I’ve reviewed the blended version before, and in that design there’s a canvas wrap around the neck of the bottle that tends to get in the way of pouring the whiskey. In this case, the wrap is made from leather and, as a result, stays politely out of the way of the stream of liquor. This is an absolute improvement compared to their canvas version.
There’s something a more than just the usual standard bourbon notes going on here. As soon as you pour yourself a glass, there’s the immediate hit of caramel and vanilla which is spot on for a good bourbon… but it’s a little deeper and richer than usual — it almost makes me think of a sweet Texas pecan pie. It’s entirely possible that this is entirely in my mind, but I feel like the pecan-based yeast they used had an impact on the flavors. I’m also getting some fruity aromas going on, a bit of banana and maybe some apple as well.
Taking a sip, there’s a good saturation of the flavors here. The usual caramel and vanilla notes are very present along with just a hint of raw corn, and there are also some good baking spices like nutmeg and cinnamon mixed in. A little bit of black pepper kicks in and lingers on the finish, which makes me think that there’s probably a bit of rye grain in that original mix alongside the corn. Overall, it finishes as smoothly as it started.
Given that there’s a good bit of saturation in the flavors here, I didn’t expect that the flavor profile would change dramatically with added ice. Lesser, weaker bourbons can be destroyed by a bit of ice, but Texas whiskey tends to be a bit heartier and more resilient.

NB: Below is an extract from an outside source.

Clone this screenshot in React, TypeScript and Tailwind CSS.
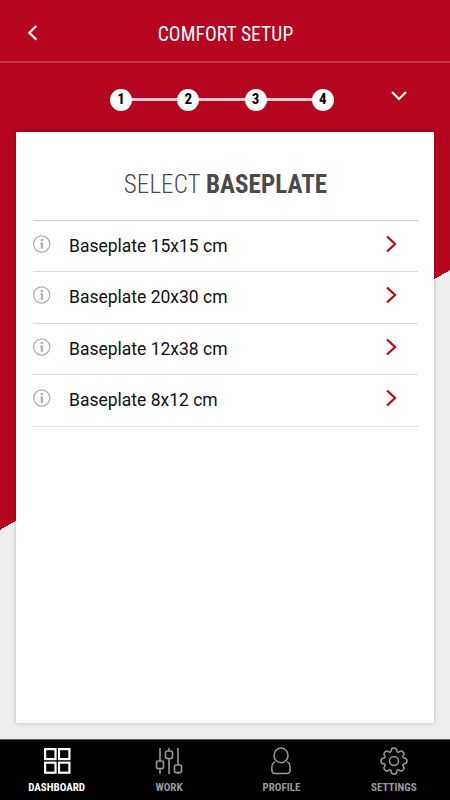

Unfortunately, though, that’s not the case here. Pretty much all of the corn-related flavors are gone and the caramel and vanilla are down to a wisp of their former selves, leaving behind just a hint of the baking spices and a ton of raw grain alcohol.
It’s not great. Do not advise drinking this on the rocks.
Thanks to the addition of the ice there really isn’t much flavor here to balance the bitters. The remaining caramel and vanilla flavors are making a valiant effort, but the angostura bitters are just running away with the show. Even the black pepper spice seems to have gone home for the evening.
It’s not patently offensive — and with a good bit of sugar, it might be a salvageable thing to at least sip on (if not outright enjoy). But this definitely isn’t the format that best displays the attributes of this whiskey.
I realize that I ask a lot from a whiskey when it comes to its performance in a mule. But that’s the reason I picked a mule for this testing: it’s a tough challenge that not every whiskey can survive.
In this case, the spirit doesn’t make the cut. Again, the ice in the cocktail has diminished the flavor of the spirit too much, and not enough remains to combat the ginger beer. There is some good news, though: some of that caramel and vanilla that remains does mix well with the bright and cheery ginger beer. There might be a lack of flavor here, but at least it’s not an overstimulating clash of flavors. But, still, there’s no depth to the cocktail and there’s nothing truly unique about it.
This is honestly a bit disappointing. With a Texas bourbon, the usual expectation is for punched-up flavor and deep rich tones as a result of the region’s wild temperature swings. The unfortunate reality here, though, seems to be that the flavor was just surface deep and a bit of ice almost literally breaks this whiskey.
That said, the surface deep flavor is actually really good. Taken neat, this is an impressive, highly drinkable bourbon… just don’t try it on ice or in any other cocktail.
|Firestone & Robertson TX Texas Straight Bourbon Whiskey|
Produced By: Firestone & RobertsonProduction Location: Texas, United States
Classification: Straight Bourbon Whiskey
Special Type: Certified Texas Whiskey
Aging: No Age Statement (NAS)
Proof: 45% ABV
Price: $29 / 750 ml
Overall Rating: 2/5
Much like our state in general, this does not do well with exposure to ice.